When square shouldered American footballers storm into London’s Wembley Stadium this weekend, 80,000 odd sports fans will hope for a spectacle. They’ll anticipate heroic quarterbacking, rampaging rushes and pulverising tackling. But just as it is for fans of an English club treading the waters of relegation, hope isn’t always nearly enough.
In a historical context, they don’t come much mightier than the Raiders and Dolphins, who have five championship titles and rooms full of legends between them. Unfortunately, most of that success occurred in the 1970s, when roughhousing was as lauded as route running. The two clubs actually played in one of the NFL’s greatest ever games, a playoff in 1974 that saw six lead changes and an impossible last minute Raider victory.
That, however, was back when Gerald Ford was the American President and Elton John got around shirtless. The current Raiders offense looks predictably futile, and Miami’s once promising outlook is sinking like a bloated alligator into the swampy Everglades. While good fortune in English football seems to follow, well, the fortunes of very wealthy club owners, the American game is more dependent on the cohesion of its elaborate 53-man rosters. Given the locker room bullying fiasco Miami’s front office faced last year, it’s easy to see how teammates can drift apart.

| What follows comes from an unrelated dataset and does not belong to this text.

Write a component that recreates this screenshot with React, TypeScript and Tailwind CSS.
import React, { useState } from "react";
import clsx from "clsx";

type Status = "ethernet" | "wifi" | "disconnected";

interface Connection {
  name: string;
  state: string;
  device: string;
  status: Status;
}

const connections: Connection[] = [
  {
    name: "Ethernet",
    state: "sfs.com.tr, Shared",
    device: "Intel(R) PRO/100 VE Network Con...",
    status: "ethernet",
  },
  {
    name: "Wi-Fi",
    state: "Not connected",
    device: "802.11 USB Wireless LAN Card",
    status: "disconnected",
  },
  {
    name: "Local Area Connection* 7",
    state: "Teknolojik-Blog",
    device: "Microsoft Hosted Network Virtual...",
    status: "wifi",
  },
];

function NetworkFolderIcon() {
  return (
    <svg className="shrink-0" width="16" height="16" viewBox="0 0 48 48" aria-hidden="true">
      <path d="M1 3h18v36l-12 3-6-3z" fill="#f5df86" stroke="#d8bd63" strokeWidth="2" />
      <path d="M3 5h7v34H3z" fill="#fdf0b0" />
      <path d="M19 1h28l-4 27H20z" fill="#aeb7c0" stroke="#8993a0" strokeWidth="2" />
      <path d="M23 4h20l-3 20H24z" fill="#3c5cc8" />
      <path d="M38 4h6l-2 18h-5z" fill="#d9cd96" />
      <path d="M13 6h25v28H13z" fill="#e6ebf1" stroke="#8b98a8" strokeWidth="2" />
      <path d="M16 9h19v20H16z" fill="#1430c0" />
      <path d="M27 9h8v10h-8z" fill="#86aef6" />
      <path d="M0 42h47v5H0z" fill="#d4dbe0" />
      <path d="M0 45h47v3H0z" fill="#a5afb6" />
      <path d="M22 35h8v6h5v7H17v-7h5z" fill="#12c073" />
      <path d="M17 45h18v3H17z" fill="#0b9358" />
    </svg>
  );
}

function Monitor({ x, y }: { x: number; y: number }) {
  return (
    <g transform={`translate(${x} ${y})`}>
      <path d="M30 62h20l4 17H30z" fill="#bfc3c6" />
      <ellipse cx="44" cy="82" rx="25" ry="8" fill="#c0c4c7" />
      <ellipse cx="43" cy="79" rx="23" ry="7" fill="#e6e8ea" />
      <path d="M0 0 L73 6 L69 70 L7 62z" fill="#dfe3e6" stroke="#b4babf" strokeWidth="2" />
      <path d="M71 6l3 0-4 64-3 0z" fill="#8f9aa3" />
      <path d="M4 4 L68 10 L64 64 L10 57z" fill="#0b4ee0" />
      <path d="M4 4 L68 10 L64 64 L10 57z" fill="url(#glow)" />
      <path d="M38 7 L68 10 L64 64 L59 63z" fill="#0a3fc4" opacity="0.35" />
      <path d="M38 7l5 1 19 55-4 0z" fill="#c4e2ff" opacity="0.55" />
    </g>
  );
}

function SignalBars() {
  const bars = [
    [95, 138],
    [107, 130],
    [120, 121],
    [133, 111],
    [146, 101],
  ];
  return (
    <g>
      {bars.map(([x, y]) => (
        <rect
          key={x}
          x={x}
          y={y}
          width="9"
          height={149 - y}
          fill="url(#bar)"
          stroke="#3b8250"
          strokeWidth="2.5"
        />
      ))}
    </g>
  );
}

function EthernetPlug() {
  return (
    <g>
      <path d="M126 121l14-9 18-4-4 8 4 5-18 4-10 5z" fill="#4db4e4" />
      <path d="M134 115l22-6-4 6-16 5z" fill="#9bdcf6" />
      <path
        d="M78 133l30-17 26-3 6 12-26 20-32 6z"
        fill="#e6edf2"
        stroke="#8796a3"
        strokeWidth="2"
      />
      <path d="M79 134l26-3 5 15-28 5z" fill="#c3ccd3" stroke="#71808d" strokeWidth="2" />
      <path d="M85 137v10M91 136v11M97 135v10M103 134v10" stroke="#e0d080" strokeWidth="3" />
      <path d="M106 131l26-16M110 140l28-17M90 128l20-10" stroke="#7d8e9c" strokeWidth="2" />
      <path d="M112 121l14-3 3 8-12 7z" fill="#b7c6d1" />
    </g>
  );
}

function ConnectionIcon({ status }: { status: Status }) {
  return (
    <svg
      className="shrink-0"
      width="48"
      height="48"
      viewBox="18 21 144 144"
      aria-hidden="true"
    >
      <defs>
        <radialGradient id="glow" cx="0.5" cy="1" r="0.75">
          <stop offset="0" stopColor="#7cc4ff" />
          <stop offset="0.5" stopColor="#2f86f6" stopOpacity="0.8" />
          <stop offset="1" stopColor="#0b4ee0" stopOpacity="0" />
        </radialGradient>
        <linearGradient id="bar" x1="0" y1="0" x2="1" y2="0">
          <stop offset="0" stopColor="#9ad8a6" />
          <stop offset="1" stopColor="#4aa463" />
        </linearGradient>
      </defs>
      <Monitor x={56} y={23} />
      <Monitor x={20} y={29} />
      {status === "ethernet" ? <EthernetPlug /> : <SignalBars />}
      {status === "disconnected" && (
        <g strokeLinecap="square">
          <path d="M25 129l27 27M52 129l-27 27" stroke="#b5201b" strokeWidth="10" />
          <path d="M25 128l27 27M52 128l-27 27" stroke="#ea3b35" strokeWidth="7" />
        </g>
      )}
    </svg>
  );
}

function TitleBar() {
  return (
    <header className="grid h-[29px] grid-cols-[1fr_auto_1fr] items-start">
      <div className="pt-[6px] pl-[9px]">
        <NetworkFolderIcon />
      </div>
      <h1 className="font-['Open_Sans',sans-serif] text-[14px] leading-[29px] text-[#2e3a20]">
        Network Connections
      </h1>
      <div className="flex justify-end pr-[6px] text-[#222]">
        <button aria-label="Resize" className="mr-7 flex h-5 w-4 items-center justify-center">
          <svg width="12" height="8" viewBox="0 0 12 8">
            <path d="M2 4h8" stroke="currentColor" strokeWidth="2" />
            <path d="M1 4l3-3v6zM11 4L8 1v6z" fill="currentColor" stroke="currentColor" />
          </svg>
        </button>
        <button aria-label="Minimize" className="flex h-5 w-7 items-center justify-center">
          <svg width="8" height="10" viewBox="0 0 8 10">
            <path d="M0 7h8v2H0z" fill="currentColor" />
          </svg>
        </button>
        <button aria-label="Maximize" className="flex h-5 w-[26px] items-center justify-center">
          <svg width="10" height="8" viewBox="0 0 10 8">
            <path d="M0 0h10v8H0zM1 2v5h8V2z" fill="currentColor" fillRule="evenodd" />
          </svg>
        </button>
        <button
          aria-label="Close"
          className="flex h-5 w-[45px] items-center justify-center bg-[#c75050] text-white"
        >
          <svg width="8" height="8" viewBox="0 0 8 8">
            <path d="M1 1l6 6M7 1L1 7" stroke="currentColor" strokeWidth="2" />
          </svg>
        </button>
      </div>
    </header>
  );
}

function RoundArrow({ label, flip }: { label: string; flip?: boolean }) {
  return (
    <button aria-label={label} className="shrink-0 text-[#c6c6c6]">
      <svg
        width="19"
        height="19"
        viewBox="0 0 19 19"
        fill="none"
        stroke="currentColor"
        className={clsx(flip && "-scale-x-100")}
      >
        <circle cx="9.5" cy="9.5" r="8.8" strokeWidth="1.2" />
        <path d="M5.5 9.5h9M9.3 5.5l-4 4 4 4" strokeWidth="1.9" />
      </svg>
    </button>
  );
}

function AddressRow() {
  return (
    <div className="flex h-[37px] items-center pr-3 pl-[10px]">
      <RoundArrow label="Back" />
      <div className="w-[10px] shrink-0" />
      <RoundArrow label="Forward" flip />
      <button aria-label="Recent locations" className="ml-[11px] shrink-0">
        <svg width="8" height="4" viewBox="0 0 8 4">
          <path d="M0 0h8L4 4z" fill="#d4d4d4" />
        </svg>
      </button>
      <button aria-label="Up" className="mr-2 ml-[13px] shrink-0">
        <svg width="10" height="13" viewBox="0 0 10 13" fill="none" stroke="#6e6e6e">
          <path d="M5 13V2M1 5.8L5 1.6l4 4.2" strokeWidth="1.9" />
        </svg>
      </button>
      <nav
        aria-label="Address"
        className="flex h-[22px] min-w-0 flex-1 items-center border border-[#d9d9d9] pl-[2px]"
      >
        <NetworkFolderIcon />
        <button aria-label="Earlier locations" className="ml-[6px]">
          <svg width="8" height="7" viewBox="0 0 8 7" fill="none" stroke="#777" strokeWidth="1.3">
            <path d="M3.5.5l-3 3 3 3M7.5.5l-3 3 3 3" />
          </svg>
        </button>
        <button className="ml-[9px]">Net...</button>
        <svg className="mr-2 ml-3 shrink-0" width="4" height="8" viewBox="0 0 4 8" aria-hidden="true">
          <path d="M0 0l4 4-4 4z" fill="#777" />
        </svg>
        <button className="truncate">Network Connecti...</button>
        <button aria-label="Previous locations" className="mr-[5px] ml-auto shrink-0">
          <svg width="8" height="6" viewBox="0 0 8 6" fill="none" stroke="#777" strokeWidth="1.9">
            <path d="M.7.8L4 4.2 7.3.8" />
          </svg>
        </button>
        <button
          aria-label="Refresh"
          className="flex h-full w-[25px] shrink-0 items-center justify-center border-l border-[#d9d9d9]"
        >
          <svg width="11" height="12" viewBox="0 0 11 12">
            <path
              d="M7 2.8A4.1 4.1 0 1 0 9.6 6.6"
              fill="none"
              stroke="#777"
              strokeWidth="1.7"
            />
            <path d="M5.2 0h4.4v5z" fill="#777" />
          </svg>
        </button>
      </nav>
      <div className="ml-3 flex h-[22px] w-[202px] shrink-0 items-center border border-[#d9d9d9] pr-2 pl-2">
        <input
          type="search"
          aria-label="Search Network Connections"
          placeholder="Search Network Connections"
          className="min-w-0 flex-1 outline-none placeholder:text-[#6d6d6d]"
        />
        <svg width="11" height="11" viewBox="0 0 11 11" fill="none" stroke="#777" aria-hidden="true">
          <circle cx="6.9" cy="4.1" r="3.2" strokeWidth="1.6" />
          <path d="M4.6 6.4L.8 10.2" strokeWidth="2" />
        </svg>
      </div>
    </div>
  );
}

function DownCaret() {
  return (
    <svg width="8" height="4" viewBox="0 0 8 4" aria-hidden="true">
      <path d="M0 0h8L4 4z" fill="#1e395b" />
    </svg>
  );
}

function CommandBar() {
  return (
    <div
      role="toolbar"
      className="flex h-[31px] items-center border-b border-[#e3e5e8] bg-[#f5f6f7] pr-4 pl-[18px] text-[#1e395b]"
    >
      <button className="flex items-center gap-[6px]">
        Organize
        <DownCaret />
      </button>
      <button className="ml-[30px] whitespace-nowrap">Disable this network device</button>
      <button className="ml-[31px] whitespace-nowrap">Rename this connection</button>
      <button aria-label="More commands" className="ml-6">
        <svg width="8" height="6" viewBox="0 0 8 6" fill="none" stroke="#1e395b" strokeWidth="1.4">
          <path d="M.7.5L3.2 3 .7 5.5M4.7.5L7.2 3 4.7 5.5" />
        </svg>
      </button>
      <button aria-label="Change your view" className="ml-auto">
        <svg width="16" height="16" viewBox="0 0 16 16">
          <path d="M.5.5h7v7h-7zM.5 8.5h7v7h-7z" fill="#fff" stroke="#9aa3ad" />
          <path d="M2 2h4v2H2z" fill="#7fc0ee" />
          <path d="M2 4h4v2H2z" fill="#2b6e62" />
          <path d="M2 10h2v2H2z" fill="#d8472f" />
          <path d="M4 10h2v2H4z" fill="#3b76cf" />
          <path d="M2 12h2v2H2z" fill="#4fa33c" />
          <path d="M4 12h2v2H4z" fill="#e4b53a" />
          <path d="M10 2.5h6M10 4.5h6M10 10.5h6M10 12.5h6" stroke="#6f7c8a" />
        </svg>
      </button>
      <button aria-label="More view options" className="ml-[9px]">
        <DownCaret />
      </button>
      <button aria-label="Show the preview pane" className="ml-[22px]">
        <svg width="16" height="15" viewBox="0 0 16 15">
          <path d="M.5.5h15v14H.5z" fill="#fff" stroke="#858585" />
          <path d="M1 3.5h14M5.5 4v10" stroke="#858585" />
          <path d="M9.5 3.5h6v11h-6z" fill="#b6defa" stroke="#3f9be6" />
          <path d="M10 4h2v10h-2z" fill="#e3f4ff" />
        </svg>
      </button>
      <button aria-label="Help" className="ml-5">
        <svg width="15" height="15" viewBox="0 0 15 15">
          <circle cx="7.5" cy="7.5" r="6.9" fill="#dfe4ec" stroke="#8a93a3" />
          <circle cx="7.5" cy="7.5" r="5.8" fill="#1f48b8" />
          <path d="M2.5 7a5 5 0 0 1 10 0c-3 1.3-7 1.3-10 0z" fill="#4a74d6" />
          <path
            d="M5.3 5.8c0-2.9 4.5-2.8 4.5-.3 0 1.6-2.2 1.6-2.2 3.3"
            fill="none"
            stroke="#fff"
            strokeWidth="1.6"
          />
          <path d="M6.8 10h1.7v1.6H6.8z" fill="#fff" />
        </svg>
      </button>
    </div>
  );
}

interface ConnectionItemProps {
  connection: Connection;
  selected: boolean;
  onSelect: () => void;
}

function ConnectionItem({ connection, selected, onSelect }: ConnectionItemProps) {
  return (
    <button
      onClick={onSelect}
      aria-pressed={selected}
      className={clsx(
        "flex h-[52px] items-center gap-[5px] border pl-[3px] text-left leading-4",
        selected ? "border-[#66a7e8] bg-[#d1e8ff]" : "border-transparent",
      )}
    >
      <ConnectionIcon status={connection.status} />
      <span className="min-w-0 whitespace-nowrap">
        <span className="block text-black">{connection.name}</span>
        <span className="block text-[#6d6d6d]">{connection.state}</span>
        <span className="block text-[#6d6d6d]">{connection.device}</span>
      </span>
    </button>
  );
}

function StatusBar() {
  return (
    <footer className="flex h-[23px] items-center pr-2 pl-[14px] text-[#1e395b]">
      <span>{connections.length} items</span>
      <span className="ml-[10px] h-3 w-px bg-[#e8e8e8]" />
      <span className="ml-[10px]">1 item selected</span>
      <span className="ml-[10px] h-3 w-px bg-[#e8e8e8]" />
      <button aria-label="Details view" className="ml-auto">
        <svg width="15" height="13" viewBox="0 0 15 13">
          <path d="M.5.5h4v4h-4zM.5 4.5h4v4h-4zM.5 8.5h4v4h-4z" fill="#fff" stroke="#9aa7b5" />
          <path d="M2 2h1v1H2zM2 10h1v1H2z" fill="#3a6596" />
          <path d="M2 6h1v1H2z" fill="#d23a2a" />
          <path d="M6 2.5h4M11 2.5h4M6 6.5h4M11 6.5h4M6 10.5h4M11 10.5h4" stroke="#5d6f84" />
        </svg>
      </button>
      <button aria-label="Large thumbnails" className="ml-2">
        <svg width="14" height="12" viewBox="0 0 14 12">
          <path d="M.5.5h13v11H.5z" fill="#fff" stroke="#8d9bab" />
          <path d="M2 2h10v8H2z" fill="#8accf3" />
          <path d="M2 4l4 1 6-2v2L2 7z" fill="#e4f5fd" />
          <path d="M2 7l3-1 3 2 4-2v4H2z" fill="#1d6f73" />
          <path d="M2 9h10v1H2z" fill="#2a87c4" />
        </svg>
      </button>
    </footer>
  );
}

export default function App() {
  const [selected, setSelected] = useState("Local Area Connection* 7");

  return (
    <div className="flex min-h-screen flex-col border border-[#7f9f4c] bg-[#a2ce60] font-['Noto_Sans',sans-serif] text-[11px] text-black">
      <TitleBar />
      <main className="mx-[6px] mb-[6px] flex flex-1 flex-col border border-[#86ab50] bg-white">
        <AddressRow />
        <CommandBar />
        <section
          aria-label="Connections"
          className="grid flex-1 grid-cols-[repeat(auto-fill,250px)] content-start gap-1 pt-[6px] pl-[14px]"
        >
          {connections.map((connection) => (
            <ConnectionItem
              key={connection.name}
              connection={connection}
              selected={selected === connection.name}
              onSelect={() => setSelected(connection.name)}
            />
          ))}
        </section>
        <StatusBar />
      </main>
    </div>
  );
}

Now understand that I say this not with a columnist’s disdain for sporting mediocrity, but rather with a face paint coloured tear bleeding down my cheek, because these are, in fact, my two favourite NFL clubs. Perhaps like many of you, I grew up tuning into the glittery gladiatorial battles of this sport from a world completely foreign to airborne theatrics, forward passing and referees who spend more time on microphones than Japanese stockbrokers in karaoke bars.
In Australia, at least, American football had long been scoffed at because its players wore so much protective equipment and there were countless stoppages to the game. However, with recent concerns about concussions, and the fact that spectators are just as likely to break from the action to check their phones as another timeout occurring, such criticisms seem antiquated. We’ve changed, but the football remains thrilling.
I was always taken by the Dolphins because of the masterful quarterback Dan Marino. His stellar, albeit Super Bowl ring-less career, was underscored by his fireball throws and equally fiery temper. He desperately wanted to win and as long as he was on the pitch, the Dolphins always had a chance of fulfilling that desire. Miami fans haven’t felt this way since Marino retired in 1999.
With the Raiders, it was two things in the early eighties: back then they played in glitzy Los Angeles and their fans were nutters who dressed as pirates, ghouls and gorillas, among many other disturbing creatures. You can see how this might appeal to a seven year old.
Anyway, here we all are many years later, with both squads seemingly much less than the sum of their historic past. Still, don’t toss your ticket aside just yet because there are a few storylines worth following for this London fixture.
Here are four of them, one for each quarter, perhaps:
Keys to Carr: Since taking over the starting gig from the ailing Matt Schaub, the Raiders rookie QB Derek Carr looks like the franchise signal-caller the club has waited an eternity for. It’s been a revolving door for the team at its most important position, but now Carr brings athleticism, smarts, a good arm and above all else, the type of poise this mad pirate ship needs.
Dolphins D: Miami hasn’t had much to celebrate of late but nobody can question the effort of its defensive unit. These guys charge into the backfield as if the opposing quarterback stole a tub of Gatorade.
Jumpin' James Jones: The veteran receiver has had his share of miscues but also has the ability to make great catches. If he gets an inch in the end zone, he’ll typically out leap his man to secure the ball for a score.
Trouble for Tannehill: Miami’s QB Ryan Tannehill has had a lukewarm start to the season and so as you’d expect, his seat is now hotter than a south beach tan. He’ll need to post about 300 yards worth of passing and bag a couple of touchdowns to keep his starting job.